Cette recension est issue de Politique étrangère (2/2016). Marc Hecker propose une analyse de l’ouvrage de Jean Birnbaum, Un Silence religieux. La Gauche face au djihadisme (Paris, Seuil, 2016, 240 pages).

Un silence religieuxJean Birnbaum signe ici un essai stimulant. Un Silence religieux part d’un constat : la gauche ne parvient pas à saisir le phénomène djihadiste et refuse d’en admettre la dimension religieuse. Ce refus se traduit notamment par un raisonnement répété par nombre d’élus socialistes : l’État islamique n’est pas islamique et le djihadisme n’a rien à voir avec l’islam. Ce raisonnement, que Birnbaum qualifie de « rien-à-voirisme », est considéré par l’auteur comme contre-productif. Au lieu d’affirmer que le djihadisme est étranger à la religion, mieux vaudrait « admettre qu’il constitue la manifestation la plus récente, la plus spectaculaire et la plus sanglante de la guerre intime qui déchire l’islam. Car l’islam est en guerre avec lui-même ». En essayant maladroitement de combattre l’amalgame entre musulmans et terroristes, les responsables politiques contribueraient au contraire à « alimenter l’ignorance dont se nourrit l’islamisme », et abandonneraient les « esprits critiques qui tentent, parfois au péril de leur vie, de soustraire l’islam aux fanatiques ». Birnbaum rend un vibrant hommage à ces esprits critiques – Arkoun, Meddeb, Benzine, Djaït, Bidar, Sedik ou encore Benslama –, qui analysent les liens entre islam, islamisme et djihadisme.

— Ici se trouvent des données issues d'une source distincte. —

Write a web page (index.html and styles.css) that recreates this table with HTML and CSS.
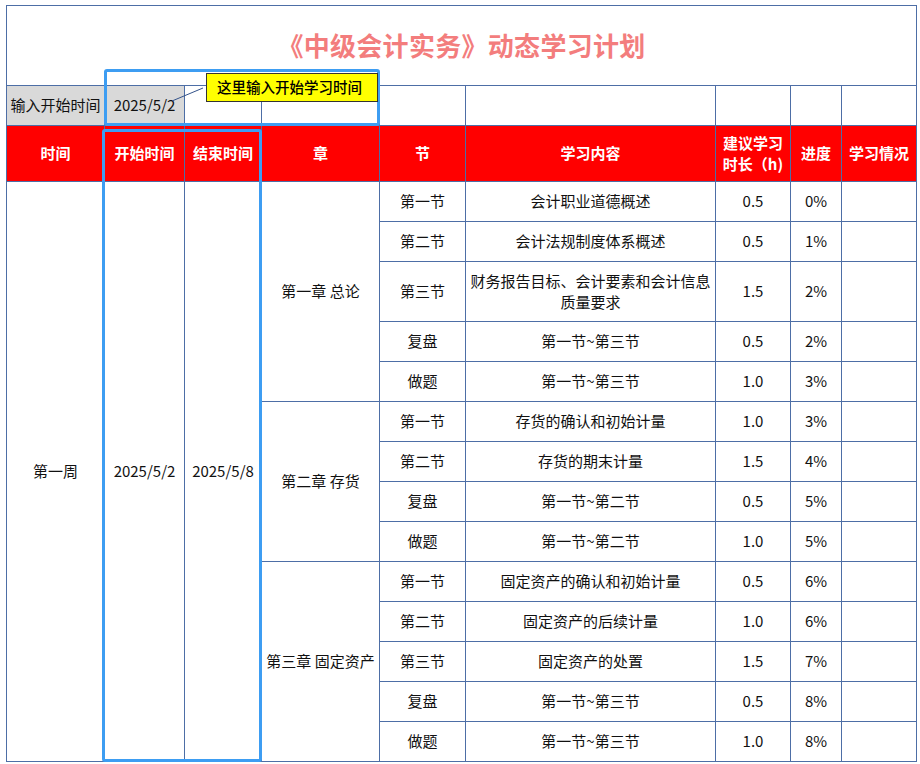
FILE: index.html
```html
<!DOCTYPE html>
<html lang="zh-CN">
<head>
<meta charset="utf-8">
<title>《中级会计实务》动态学习计划</title>
<link rel="stylesheet" href="styles.css">
</head>
<body>
<div class="sheet">
  <table class="plan">
    <colgroup>
      <col class="c1"><col class="c2"><col class="c3"><col class="c4"><col class="c5"><col class="c6"><col class="c7"><col class="c8"><col class="c9">
    </colgroup>
    <tr class="title-row"><td colspan="9" class="title">《中级会计实务》动态学习计划</td></tr>
    <tr class="input-row">
      <td class="gray">输入开始时间</td>
      <td class="gray">2025/5/2</td>
      <td></td><td></td><td></td><td></td><td></td><td></td><td></td>
    </tr>
    <tr class="head-row">
      <th>时间</th><th>开始时间</th><th>结束时间</th><th>章</th><th>节</th><th>学习内容</th><th class="wrap">建议学习时长（h)</th><th>进度</th><th>学习情况</th>
    </tr>
    <tr>
      <td rowspan="14">第一周</td><td rowspan="14">2025/5/2</td><td rowspan="14">2025/5/8</td>
      <td rowspan="5">第一章 总论</td><td>第一节</td><td>会计职业道德概述</td><td>0.5</td><td>0%</td><td></td>
    </tr>
    <tr><td>第二节</td><td>会计法规制度体系概述</td><td>0.5</td><td>1%</td><td></td></tr>
    <tr class="tall"><td>第三节</td><td>财务报告目标、会计要素和会计信息质量要求</td><td>1.5</td><td>2%</td><td></td></tr>
    <tr><td>复盘</td><td>第一节~第三节</td><td>0.5</td><td>2%</td><td></td></tr>
    <tr><td>做题</td><td>第一节~第三节</td><td>1.0</td><td>3%</td><td></td></tr>
    <tr><td rowspan="4">第二章 存货</td><td>第一节</td><td>存货的确认和初始计量</td><td>1.0</td><td>3%</td><td></td></tr>
    <tr><td>第二节</td><td>存货的期末计量</td><td>1.5</td><td>4%</td><td></td></tr>
    <tr><td>复盘</td><td>第一节~第二节</td><td>0.5</td><td>5%</td><td></td></tr>
    <tr><td>做题</td><td>第一节~第二节</td><td>1.0</td><td>5%</td><td></td></tr>
    <tr><td rowspan="5">第三章 固定资产</td><td>第一节</td><td>固定资产的确认和初始计量</td><td>0.5</td><td>6%</td><td></td></tr>
    <tr><td>第二节</td><td>固定资产的后续计量</td><td>1.0</td><td>6%</td><td></td></tr>
    <tr><td>第三节</td><td>固定资产的处置</td><td>1.5</td><td>7%</td><td></td></tr>
    <tr><td>复盘</td><td>第一节~第三节</td><td>0.5</td><td>8%</td><td></td></tr>
    <tr><td>做题</td><td>第一节~第三节</td><td>1.0</td><td>8%</td><td></td></tr>
  </table>

  <div class="hl hl-input"></div>
  <div class="hl hl-dates"></div>
  <svg class="leader" width="40" height="20" viewBox="0 0 40 20"><line x1="35" y1="2" x2="4" y2="15" stroke="#34538a" stroke-width="1"/></svg>
  <div class="callout">这里输入开始学习时间</div>
</div>
</body>
</html>
```

FILE: styles.css
```css
html, body {
  margin: 0;
  padding: 0;
  background: #ffffff;
}
body {
  font-family: "Noto Sans CJK SC", "Microsoft YaHei", sans-serif;
  font-size: 15px;
  color: #111;
}
.sheet {
  position: relative;
  width: 920px;
  height: 764px;
  padding: 5px 0 0 6px;
  box-sizing: border-box;
}
.plan {
  border-collapse: collapse;
  table-layout: fixed;
  width: 911px;
}
.c1 { width: 98px; }
.c2 { width: 80px; }
.c3 { width: 77px; }
.c4 { width: 118px; }
.c5 { width: 86px; }
.c6 { width: 250px; }
.c7 { width: 75px; }
.c8 { width: 51px; }
.c9 { width: 75px; }
.plan td, .plan th {
  border: 1px solid #4d6ea6;
  padding: 0 3px 2px;
  text-align: center;
  vertical-align: middle;
  line-height: 21px;
  font-weight: 400;
  white-space: normal;
}
.plan tr { height: 40px; }
.plan .title-row { height: 80px; }
.plan .title {
  font-size: 26px;
  font-weight: 700;
  color: #f37d7d;
  letter-spacing: 0.3px;
}
.plan .gray {
  background: #d9d9d9;
  padding: 0 1px 2px;
}
.plan .head-row { height: 56px; }
.plan th {
  background: #ff0000;
  color: #ffffff;
  font-weight: 700;
}
.plan th.wrap { padding: 0 6px 2px; }
.plan .tall { height: 60px; }

.hl {
  position: absolute;
  border: 3px solid #3d9df2;
  border-radius: 3px;
  box-sizing: border-box;
  pointer-events: none;
}
.hl-input {
  left: 104px;
  top: 69px;
  width: 276px;
  height: 57px;
}
.hl-dates {
  left: 102px;
  top: 129px;
  width: 160px;
  height: 633px;
}
.leader {
  position: absolute;
  left: 168px;
  top: 86px;
}
.callout {
  position: absolute;
  left: 206px;
  top: 73px;
  width: 172px;
  height: 29px;
  box-sizing: border-box;
  background: #ffff00;
  border: 1px solid #333;
  padding-left: 10px;
  line-height: 25px;
  font-size: 14.5px;
  font-weight: 500;
  color: #000;
}
```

La difficulté de la gauche à comprendre le djihadisme serait le reflet d’une incapacité plus profonde à saisir les phénomènes religieux. À l’appui de sa démonstration, l’auteur invoque l’histoire. Il consacre par exemple un chapitre éloquent à la guerre d’Algérie, dont la dimension religieuse a été largement éludée par les militants anticolonialistes. Au pire ne s’en apercevaient-ils pas, au mieux considéraient-ils la religiosité comme un résidu du passé, voué à disparaître après l’indépendance. La religion était au contraire, dit Birnbaum, « le cœur battant de la révolte ».

L’auteur ne s’appuie pas seulement sur l’histoire, mais aussi sur la philosophie politique. Il estime ainsi que la célèbre formule de Marx – « la religion est l’opium du peuple » – est souvent mal comprise, notamment par des responsables politiques de gauche. Loin de considérer la religion comme accessoire, l’auteur du Capital la tenait pour centrale : « La religion fut le grand sujet de Marx, le questionnement inaugural à partir duquel toute son œuvre s’est bâtie », affirme Birnbaum. Si la gauche faisait l’effort de relire Marx attentivement, elle comprendrait la puissance de la religion et serait peut-être plus apte à saisir la force de l’islamisme.

Certains politiciens d’extrême gauche – comme Chris Harman au Royaume-Uni – ont toutefois bien perçu la montée en puissance de l’intégrisme religieux, et prôné des alliances de circonstance avec les islamistes. Les masses opprimées du monde musulman ne constitueraient-elles pas un nouveau prolétariat, pouvant être détourné à terme de l’islamisme pour donner un second souffle au mouvement ouvrier ? Ce pari risqué a été perdu. L’islamisme continue de progresser, tandis que les mouvements d’extrême gauche ont été laminés. Et Birnbaum de constater : « L’islam constitue aujourd’hui l’unique idéal au nom duquel des masses d’hommes et de femmes sont capables de défier l’ordre mondial à travers les cinq continents. Mieux, ou pire : l’islam politique apparaît désormais comme la seule cause pour laquelle des milliers de jeunes sont prêts à braver la mort. » L’attrait du djihad en Syrie en est l’illustration la plus préoccupante.